In other words, given how little the backbone of the team is being paid, if the Cubs don’t spend to the tax in each of the next five years, fans should picket Wrigley Field.
For that reason, unless the Cubs could get Sale at a bargain rate, they might be better served replacing Lackey and Arrieta after next year in free agency. Though this year’s free-agent pitching class is barren, Yu Darvish and Alex Cobb will be free agents after 2017, and so will Masahiro Tanaka and Johnny Cueto if they opt out of their contracts.
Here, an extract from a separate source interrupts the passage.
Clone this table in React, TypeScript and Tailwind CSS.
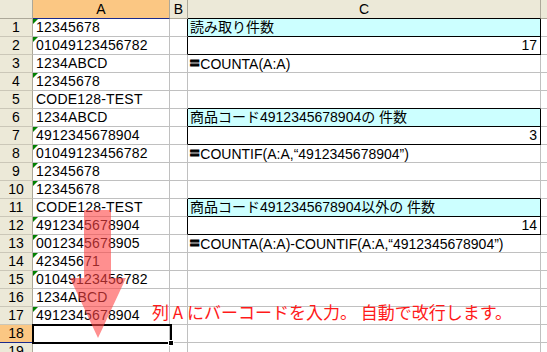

Or you can look at it this way: Depending on what Arrieta makes in arbitration this year, the Cubs will probably take about $45 million off their books when he, Lackey, and Montero hit free agency after this season. You know what you could do for $45 million a year? Re-sign Lackey and Arrieta.
Then there’s the monster 2018–19 free-agent class. Some of these players will likely sign extensions or decline to exercise their opt-outs, but right now it looks like Bryce Harper, Clayton Kershaw, Michael Brantley, Josh Donaldson, Matt Harvey, Dallas Keuchel, A.J. Pollock, and David Price, among countless others, could all hit the market at the same time. Certainly the Cubs could scare up some money to add the likes of Harper or Donaldson to a team that’s already poised to make a run at dynastic status.
Because, remember, the Cubs are going to be World Series favorites again next year even if they do nothing.